Entries with page source code:

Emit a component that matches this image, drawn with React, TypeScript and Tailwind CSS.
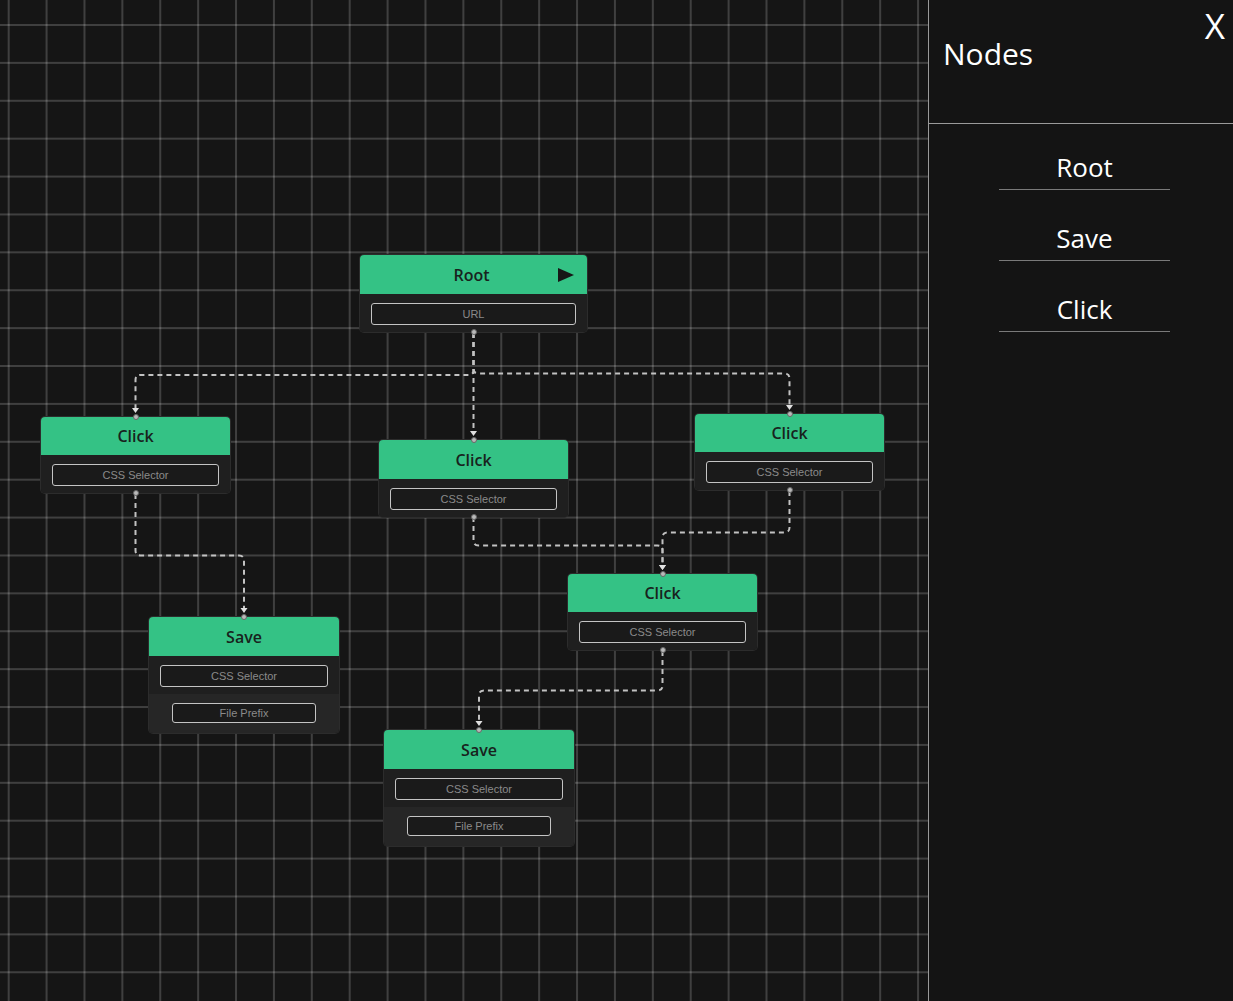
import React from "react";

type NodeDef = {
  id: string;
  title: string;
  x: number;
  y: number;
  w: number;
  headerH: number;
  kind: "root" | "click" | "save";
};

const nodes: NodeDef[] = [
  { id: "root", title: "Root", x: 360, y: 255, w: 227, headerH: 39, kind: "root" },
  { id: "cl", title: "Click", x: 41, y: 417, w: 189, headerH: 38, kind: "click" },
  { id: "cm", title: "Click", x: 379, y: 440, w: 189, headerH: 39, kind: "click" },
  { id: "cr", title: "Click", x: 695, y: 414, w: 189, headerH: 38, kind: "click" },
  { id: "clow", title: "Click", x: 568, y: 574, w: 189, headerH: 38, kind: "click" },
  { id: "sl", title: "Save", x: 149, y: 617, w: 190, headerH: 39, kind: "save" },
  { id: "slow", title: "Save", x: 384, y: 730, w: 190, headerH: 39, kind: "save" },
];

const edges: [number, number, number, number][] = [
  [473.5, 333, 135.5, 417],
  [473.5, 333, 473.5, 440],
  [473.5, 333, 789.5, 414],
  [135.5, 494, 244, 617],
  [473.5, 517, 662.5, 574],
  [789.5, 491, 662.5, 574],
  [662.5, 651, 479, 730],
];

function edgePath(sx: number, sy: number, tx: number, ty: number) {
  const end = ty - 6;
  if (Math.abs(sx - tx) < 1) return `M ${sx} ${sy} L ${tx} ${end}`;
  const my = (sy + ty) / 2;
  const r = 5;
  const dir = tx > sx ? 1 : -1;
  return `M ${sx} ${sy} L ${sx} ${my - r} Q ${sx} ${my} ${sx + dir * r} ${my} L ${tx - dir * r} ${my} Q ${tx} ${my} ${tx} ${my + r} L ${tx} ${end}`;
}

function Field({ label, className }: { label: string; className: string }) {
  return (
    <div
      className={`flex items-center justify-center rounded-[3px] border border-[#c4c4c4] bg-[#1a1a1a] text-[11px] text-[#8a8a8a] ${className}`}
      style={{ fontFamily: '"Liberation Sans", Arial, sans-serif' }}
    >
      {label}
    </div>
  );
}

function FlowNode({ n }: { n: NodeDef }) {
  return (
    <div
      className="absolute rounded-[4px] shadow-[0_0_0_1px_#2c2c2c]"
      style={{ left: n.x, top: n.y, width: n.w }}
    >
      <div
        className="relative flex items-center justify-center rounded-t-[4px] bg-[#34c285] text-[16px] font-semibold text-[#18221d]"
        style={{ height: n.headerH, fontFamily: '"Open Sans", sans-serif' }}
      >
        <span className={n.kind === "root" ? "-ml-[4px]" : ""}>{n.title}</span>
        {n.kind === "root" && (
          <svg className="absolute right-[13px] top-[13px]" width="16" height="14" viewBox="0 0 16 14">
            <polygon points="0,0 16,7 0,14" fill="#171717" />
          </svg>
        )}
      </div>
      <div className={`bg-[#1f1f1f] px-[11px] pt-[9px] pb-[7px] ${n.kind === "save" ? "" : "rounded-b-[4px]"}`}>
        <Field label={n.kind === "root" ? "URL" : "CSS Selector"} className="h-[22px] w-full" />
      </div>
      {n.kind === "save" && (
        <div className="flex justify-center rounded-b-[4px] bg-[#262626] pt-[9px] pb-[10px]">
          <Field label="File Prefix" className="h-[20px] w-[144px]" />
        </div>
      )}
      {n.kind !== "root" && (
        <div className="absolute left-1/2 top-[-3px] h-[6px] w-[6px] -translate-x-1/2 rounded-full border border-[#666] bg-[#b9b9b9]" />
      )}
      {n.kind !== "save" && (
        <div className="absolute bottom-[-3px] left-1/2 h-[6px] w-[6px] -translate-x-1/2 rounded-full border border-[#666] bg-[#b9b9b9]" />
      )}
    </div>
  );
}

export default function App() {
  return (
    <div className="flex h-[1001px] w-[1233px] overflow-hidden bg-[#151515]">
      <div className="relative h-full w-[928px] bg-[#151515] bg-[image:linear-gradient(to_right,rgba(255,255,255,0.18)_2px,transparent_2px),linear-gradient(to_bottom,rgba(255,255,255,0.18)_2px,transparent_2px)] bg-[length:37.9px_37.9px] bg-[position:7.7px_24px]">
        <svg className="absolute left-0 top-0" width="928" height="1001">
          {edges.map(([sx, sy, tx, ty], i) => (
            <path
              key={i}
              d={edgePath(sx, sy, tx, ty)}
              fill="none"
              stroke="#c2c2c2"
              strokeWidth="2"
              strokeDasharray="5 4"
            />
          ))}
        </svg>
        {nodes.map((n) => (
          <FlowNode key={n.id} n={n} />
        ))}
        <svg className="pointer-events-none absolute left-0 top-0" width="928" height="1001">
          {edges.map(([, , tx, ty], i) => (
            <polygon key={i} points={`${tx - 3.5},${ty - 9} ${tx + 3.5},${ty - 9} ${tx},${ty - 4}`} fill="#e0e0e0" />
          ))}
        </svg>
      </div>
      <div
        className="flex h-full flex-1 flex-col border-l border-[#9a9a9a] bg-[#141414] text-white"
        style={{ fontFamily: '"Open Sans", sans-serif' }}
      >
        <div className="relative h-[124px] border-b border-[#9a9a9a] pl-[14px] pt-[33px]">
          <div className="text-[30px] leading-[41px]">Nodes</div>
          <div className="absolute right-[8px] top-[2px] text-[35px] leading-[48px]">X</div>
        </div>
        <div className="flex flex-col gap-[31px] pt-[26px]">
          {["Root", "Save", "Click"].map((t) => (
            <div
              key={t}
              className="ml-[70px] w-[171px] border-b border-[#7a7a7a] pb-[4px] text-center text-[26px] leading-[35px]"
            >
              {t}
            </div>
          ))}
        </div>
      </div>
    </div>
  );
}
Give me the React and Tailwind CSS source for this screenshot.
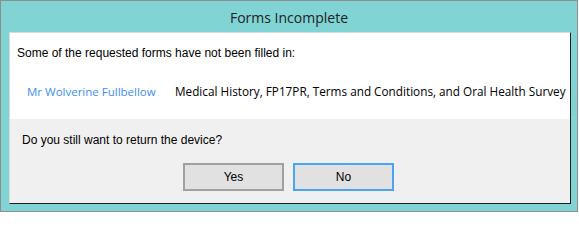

- Problem to solve:
Omit the pictures, and quote the material above exactly as given.

- Answer to the exercise:
Emit a component that matches this image, drawn with React, TypeScript and Tailwind CSS.
import React from "react";

type NodeDef = {
  id: string;
  title: string;
  x: number;
  y: number;
  w: number;
  headerH: number;
  kind: "root" | "click" | "save";
};

const nodes: NodeDef[] = [
  { id: "root", title: "Root", x: 360, y: 255, w: 227, headerH: 39, kind: "root" },
  { id: "cl", title: "Click", x: 41, y: 417, w: 189, headerH: 38, kind: "click" },
  { id: "cm", title: "Click", x: 379, y: 440, w: 189, headerH: 39, kind: "click" },
  { id: "cr", title: "Click", x: 695, y: 414, w: 189, headerH: 38, kind: "click" },
  { id: "clow", title: "Click", x: 568, y: 574, w: 189, headerH: 38, kind: "click" },
  { id: "sl", title: "Save", x: 149, y: 617, w: 190, headerH: 39, kind: "save" },
  { id: "slow", title: "Save", x: 384, y: 730, w: 190, headerH: 39, kind: "save" },
];

const edges: [number, number, number, number][] = [
  [473.5, 333, 135.5, 417],
  [473.5, 333, 473.5, 440],
  [473.5, 333, 789.5, 414],
  [135.5, 494, 244, 617],
  [473.5, 517, 662.5, 574],
  [789.5, 491, 662.5, 574],
  [662.5, 651, 479, 730],
];

function edgePath(sx: number, sy: number, tx: number, ty: number) {
  const end = ty - 6;
  if (Math.abs(sx - tx) < 1) return `M ${sx} ${sy} L ${tx} ${end}`;
  const my = (sy + ty) / 2;
  const r = 5;
  const dir = tx > sx ? 1 : -1;
  return `M ${sx} ${sy} L ${sx} ${my - r} Q ${sx} ${my} ${sx + dir * r} ${my} L ${tx - dir * r} ${my} Q ${tx} ${my} ${tx} ${my + r} L ${tx} ${end}`;
}

function Field({ label, className }: { label: string; className: string }) {
  return (
    <div
      className={`flex items-center justify-center rounded-[3px] border border-[#c4c4c4] bg-[#1a1a1a] text-[11px] text-[#8a8a8a] ${className}`}
      style={{ fontFamily: '"Liberation Sans", Arial, sans-serif' }}
    >
      {label}
    </div>
  );
}

function FlowNode({ n }: { n: NodeDef }) {
  return (
    <div
      className="absolute rounded-[4px] shadow-[0_0_0_1px_#2c2c2c]"
      style={{ left: n.x, top: n.y, width: n.w }}
    >
      <div
        className="relative flex items-center justify-center rounded-t-[4px] bg-[#34c285] text-[16px] font-semibold text-[#18221d]"
        style={{ height: n.headerH, fontFamily: '"Open Sans", sans-serif' }}
      >
        <span className={n.kind === "root" ? "-ml-[4px]" : ""}>{n.title}</span>
        {n.kind === "root" && (
          <svg className="absolute right-[13px] top-[13px]" width="16" height="14" viewBox="0 0 16 14">
            <polygon points="0,0 16,7 0,14" fill="#171717" />
          </svg>
        )}
      </div>
      <div className={`bg-[#1f1f1f] px-[11px] pt-[9px] pb-[7px] ${n.kind === "save" ? "" : "rounded-b-[4px]"}`}>
        <Field label={n.kind === "root" ? "URL" : "CSS Selector"} className="h-[22px] w-full" />
      </div>
      {n.kind === "save" && (
        <div className="flex justify-center rounded-b-[4px] bg-[#262626] pt-[9px] pb-[10px]">
          <Field label="File Prefix" className="h-[20px] w-[144px]" />
        </div>
      )}
      {n.kind !== "root" && (
        <div className="absolute left-1/2 top-[-3px] h-[6px] w-[6px] -translate-x-1/2 rounded-full border border-[#666] bg-[#b9b9b9]" />
      )}
      {n.kind !== "save" && (
        <div className="absolute bottom-[-3px] left-1/2 h-[6px] w-[6px] -translate-x-1/2 rounded-full border border-[#666] bg-[#b9b9b9]" />
      )}
    </div>
  );
}

export default function App() {
  return (
    <div className="flex h-[1001px] w-[1233px] overflow-hidden bg-[#151515]">
      <div className="relative h-full w-[928px] bg-[#151515] bg-[image:linear-gradient(to_right,rgba(255,255,255,0.18)_2px,transparent_2px),linear-gradient(to_bottom,rgba(255,255,255,0.18)_2px,transparent_2px)] bg-[length:37.9px_37.9px] bg-[position:7.7px_24px]">
        <svg className="absolute left-0 top-0" width="928" height="1001">
          {edges.map(([sx, sy, tx, ty], i) => (
            <path
              key={i}
              d={edgePath(sx, sy, tx, ty)}
              fill="none"
              stroke="#c2c2c2"
              strokeWidth="2"
              strokeDasharray="5 4"
            />
          ))}
        </svg>
        {nodes.map((n) => (
          <FlowNode key={n.id} n={n} />
        ))}
        <svg className="pointer-events-none absolute left-0 top-0" width="928" height="1001">
          {edges.map(([, , tx, ty], i) => (
            <polygon key={i} points={`${tx - 3.5},${ty - 9} ${tx + 3.5},${ty - 9} ${tx},${ty - 4}`} fill="#e0e0e0" />
          ))}
        </svg>
      </div>
      <div
        className="flex h-full flex-1 flex-col border-l border-[#9a9a9a] bg-[#141414] text-white"
        style={{ fontFamily: '"Open Sans", sans-serif' }}
      >
        <div className="relative h-[124px] border-b border-[#9a9a9a] pl-[14px] pt-[33px]">
          <div className="text-[30px] leading-[41px]">Nodes</div>
          <div className="absolute right-[8px] top-[2px] text-[35px] leading-[48px]">X</div>
        </div>
        <div className="flex flex-col gap-[31px] pt-[26px]">
          {["Root", "Save", "Click"].map((t) => (
            <div
              key={t}
              className="ml-[70px] w-[171px] border-b border-[#7a7a7a] pb-[4px] text-center text-[26px] leading-[35px]"
            >
              {t}
            </div>
          ))}
        </div>
      </div>
    </div>
  );
}
Give me the React and Tailwind CSS source for this screenshot.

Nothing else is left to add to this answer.